Kortom: de voortdurende competitie met zijn broer, om de gunst van zijn ouders, lijkt me de sleutel tot het probleem en de oplossing daarvan. De onderstaande tips zijn dan ook daarop gericht.

Tips

1. Praat er met z'n allen over aan tafel, en probeer erachter te komen of de bovenstaande analyse zou kunnen kloppen. Richt daarbij het gesprek niet alleen op uw jongste zoon maar ook op uw oudste. Vraag of hij zich iets kan voorstellen bij die competitie tussen hem en zijn jongere broer. Laat hij bijvoorbeeld regelmatig blijken aan zijn broertje dat hij alles beter kan, ook al is dat nonverbaal?

2. Ga na hoe uw jongste zoon op school functioneert. Wordt hij misschien gepest? (Kinderen durven dat vaak niet te vertellen.) Praat met de leerkracht. Herkent die het probleem? Loopt hij misschien op school op zijn tenen?

3. Realiseer u dat elk kind anders is.

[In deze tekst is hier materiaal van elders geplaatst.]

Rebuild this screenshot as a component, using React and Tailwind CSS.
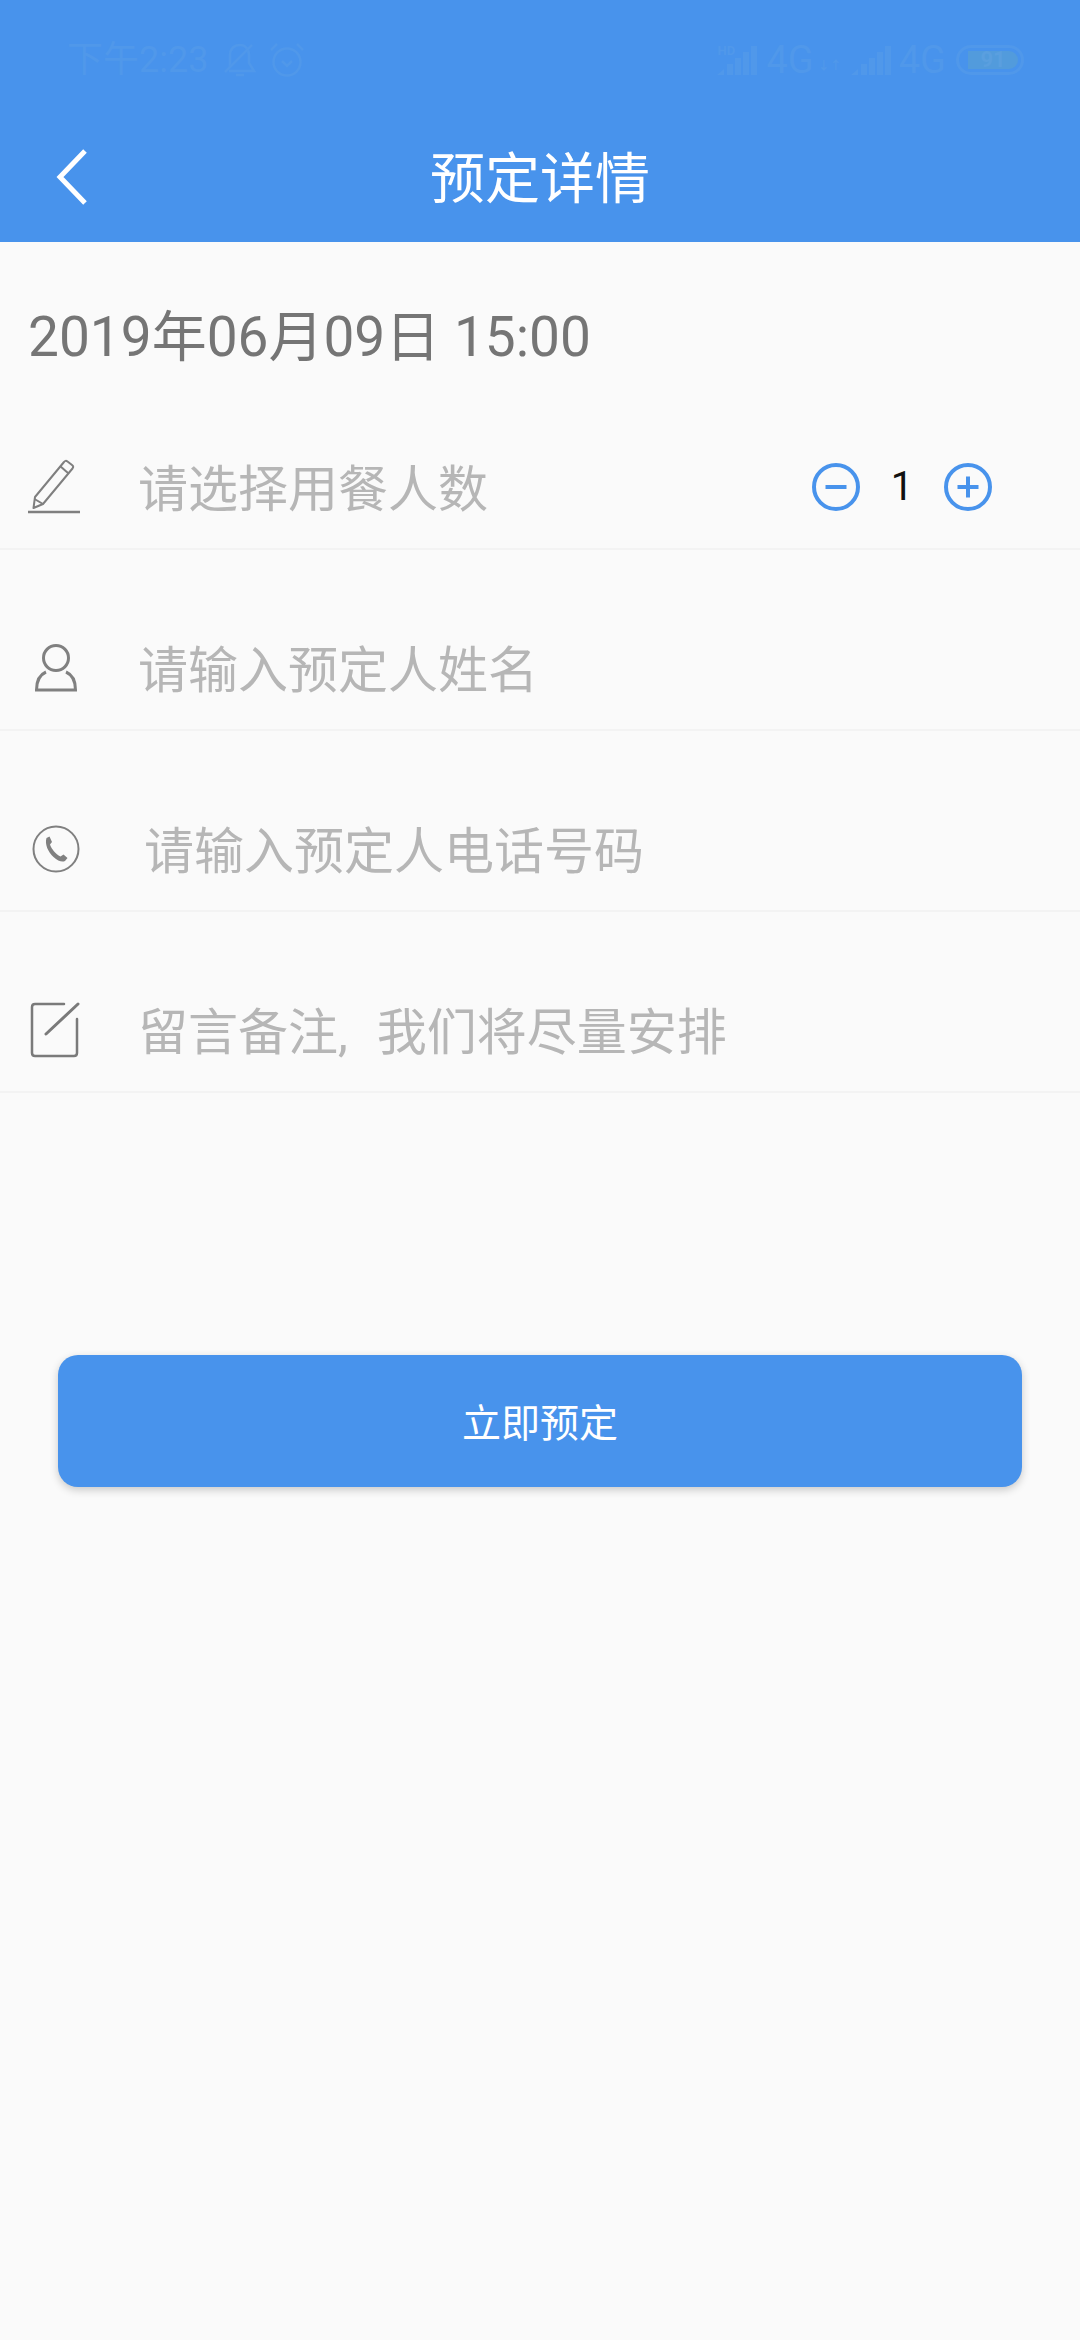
import { useState } from "react";

const font = "font-['Roboto','Noto_Sans_CJK_SC',sans-serif]";

function PencilIcon() {
  return (
    <svg width="52" height="56" viewBox="0 0 52 56" fill="none" stroke="#7f7f7f" strokeWidth="2">
      <path d="M7 38 L36 3 Q37.5 1 39.5 2.5 L44 6 Q46 7.5 44.5 9.5 L15 45 L5.5 49 Z" strokeLinejoin="round" />
      <path d="M6.5 40 L15 45" />
      <path d="M32 7 L40 14" />
      <path d="M0 53 H52" strokeWidth="2.5" />
    </svg>
  );
}

function PersonIcon() {
  return (
    <svg width="46" height="50" viewBox="0 0 46 50" fill="none" stroke="#808080" strokeWidth="3">
      <circle cx="23" cy="15" r="12.5" />
      <path d="M13 29 C6 32 3.5 39 3.5 47 H42.5 C42.5 39 40 32 33 29" />
    </svg>
  );
}

function PhoneIcon() {
  return (
    <svg width="48" height="48" viewBox="0 0 48 48" fill="none">
      <circle cx="24" cy="24" r="22.5" stroke="#808080" strokeWidth="2" />
      <path
        d="M14.5 13 L17.5 11.5 L20 17 L18 19.5 C19.5 24 23.5 29 28.5 31.5 L31.5 29.5 L35.5 33 L33 36 C30 37.5 26 36 21.5 32 C16 27 12.5 19 14.5 13 Z"
        fill="#808080"
      />
    </svg>
  );
}

function NoteIcon() {
  return (
    <svg width="50" height="56" viewBox="0 0 50 56" fill="none" stroke="#7a7a7a" strokeWidth="2.5" strokeLinecap="round">
      <path d="M34 2 H5 Q2 2 2 5 V51 Q2 54 5 54 H44 Q47 54 47 51 V17" />
      <path d="M16 32 L48 2" strokeWidth="3" />
    </svg>
  );
}

function StepButton({ plus, onClick }) {
  return (
    <button onClick={onClick} className="w-[48px] h-[48px] shrink-0">
      <svg width="48" height="48" viewBox="0 0 48 48" fill="none" stroke="#4893ec" strokeWidth="4">
        <circle cx="24" cy="24" r="22" />
        <path d="M13.5 24 H34.5" />
        {plus && <path d="M24 13.5 V34.5" />}
      </svg>
    </button>
  );
}

function SignalBars({ className }) {
  return (
    <svg className={className} width="40" height="29" viewBox="0 0 40 29" fill="#5098ea">
      <path d="M0 29 L7 23 V29 Z" />
      <rect x="10" y="18" width="6" height="11" />
      <rect x="18" y="12" width="6" height="17" />
      <rect x="26" y="6" width="6" height="23" />
      <rect x="34" y="0" width="6" height="29" />
    </svg>
  );
}

function StatusBar() {
  return (
    <div className="h-[115px] flex items-start justify-between pt-[42px] pl-[67px] pr-[56px] text-[#5098ea]">
      <div className="flex items-center h-[36px]">
        <span className="text-[36px] leading-[36px]">下午2:23</span>
        <svg className="ml-[16px]" width="32" height="34" viewBox="0 0 32 34" fill="none" stroke="#5098ea" strokeWidth="2.5">
          <path d="M6 24 V12 C6 6 10 2 16 2 C21 2 25 6 25 12 V20 L30 28 H5" />
          <path d="M1 29 L28 2" />
          <path d="M12 32 H20" />
        </svg>
        <svg className="ml-[14px]" width="34" height="36" viewBox="0 0 34 36" fill="none" stroke="#5098ea" strokeWidth="2.5">
          <circle cx="17" cy="20" r="13.5" />
          <path d="M12 19 L17 24 L22 19" />
          <path d="M1 8 L7 2 M33 8 L27 2" />
        </svg>
      </div>
      <div className="flex items-center h-[36px]">
        <div className="relative mt-[1px]">
          <span className="absolute left-0 -top-[2px] text-[13px] leading-[13px] font-bold">HD</span>
          <SignalBars />
        </div>
        <span className="ml-[9px] text-[38px] leading-[36px]">4G</span>
        <span className="ml-[4px] mt-[12px] text-[12px] leading-[12px] font-bold">↓↑</span>
        <SignalBars className="ml-[9px]" />
        <span className="ml-[8px] text-[38px] leading-[36px]">4G</span>
        <div className="ml-[10px] w-[68px] h-[30px] rounded-full border-[3px] border-[#5098ea] p-[3px]">
          <div className="h-full w-[50px] ml-[6px] rounded-r-full bg-[#529bdc] flex items-center justify-center text-[22px] leading-none font-bold text-[#5a9fdf]">
            91
          </div>
        </div>
      </div>
    </div>
  );
}

function FormRow({ icon, label, indent = "pl-[138px]", children }) {
  return (
    <div className="h-[181px] border-b-2 border-[#f3f3f3] flex items-end pb-[29px]">
      <div className="relative flex items-center w-full h-[64px]">
        {icon}
        <span className={`absolute left-0 top-[3px] ${indent} text-[50px] leading-[64px] text-[#b6b6b6] whitespace-nowrap`}>{label}</span>
        {children}
      </div>
    </div>
  );
}

export default function App() {
  const [count, setCount] = useState(1);

  return (
    <div className={`min-h-[2340px] bg-[#fafafa] ${font}`}>
      <header className="h-[242px] bg-[#4893ec]">
        <StatusBar />
        <div className="relative flex items-center justify-center h-[127px]">
          <svg className="absolute left-[56px] top-[34px]" width="32" height="56" viewBox="0 0 32 56" fill="none" stroke="#fff" strokeWidth="5">
            <path d="M29 2 L4 28 L29 54" />
          </svg>
          <h1 className="text-[55px] leading-[64px] text-white font-normal">预定详情</h1>
        </div>
      </header>

      <div className="h-[127px] pt-[63px] pl-[28px] text-[55px] leading-[64px] text-[#757575]">2019年06月09日 15:00</div>

      <FormRow icon={<div className="ml-[28px]"><PencilIcon /></div>} label="请选择用餐人数">
        <div className="absolute left-[812px] top-[8px] flex items-center">
          <StepButton onClick={() => setCount((c) => Math.max(1, c - 1))} />
          <span className="w-[84px] text-center text-[40px] leading-[48px] text-[#111]">{count}</span>
          <StepButton plus onClick={() => setCount((c) => c + 1)} />
        </div>
      </FormRow>
      <FormRow icon={<div className="ml-[33px]"><PersonIcon /></div>} label="请输入预定人姓名" />
      <FormRow icon={<div className="ml-[32px]"><PhoneIcon /></div>} label="请输入预定人电话号码" indent="pl-[144px]" />
      <FormRow
        icon={<div className="ml-[30px]"><NoteIcon /></div>}
        label={<>留言备注,<span className="ml-[29px]">我们将尽量安排</span></>}
      />

      <button className="block mt-[262px] mx-[58px] w-[964px] h-[132px] pt-[5px] rounded-[20px] bg-[#4893ec] text-[39px] leading-[48px] text-white shadow-[0_3px_8px_rgba(0,0,0,0.2)]">
        立即预定
      </button>
    </div>
  );
}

Als ouder moet je elk kind anders behandelen, en aansluiten bij de behoefte van het kind.

4. Geef beide kinderen, maar vooral uw jongste zoon die het zo moeilijk heeft, veel complimentjes. Niet zo zeer voor datgene wat hij presteert, maar meer voor wie hij is en hoe hij zich gedraagt. Geef dus vooral ook complimenten voor gewone dingen, zoals helpen in het huishouden en gezellig meedoen.

5. Vergelijk de broers niet (waar ze bij zijn) maar waardeer ze juist om hun individualiteit.

6. Bedenk dat een vader belangrijk is in de opvoeding van de kinderen, zéker als het jongens zijn. Voor zover mogelijk moeten vaders dus veel leuke dingen met hun zoons doen, zoals fietsen, varen, vissen, voetballen, muziek maken, en samen naar evenementen gaan. Zorg ervoor dat elk kind persoonlijk tot zijn recht komt. Zeg dus: "Ik ben nu bezig met je broer, een andere keer weer met jou", als je bezig bent met een van tweeën.

7. Lees uw zoon 's avonds voor als hij naar bed gaat, en neem de tijd voor hem.

8. Zorg dat jullie veel stoeien, knuffelen en spelen.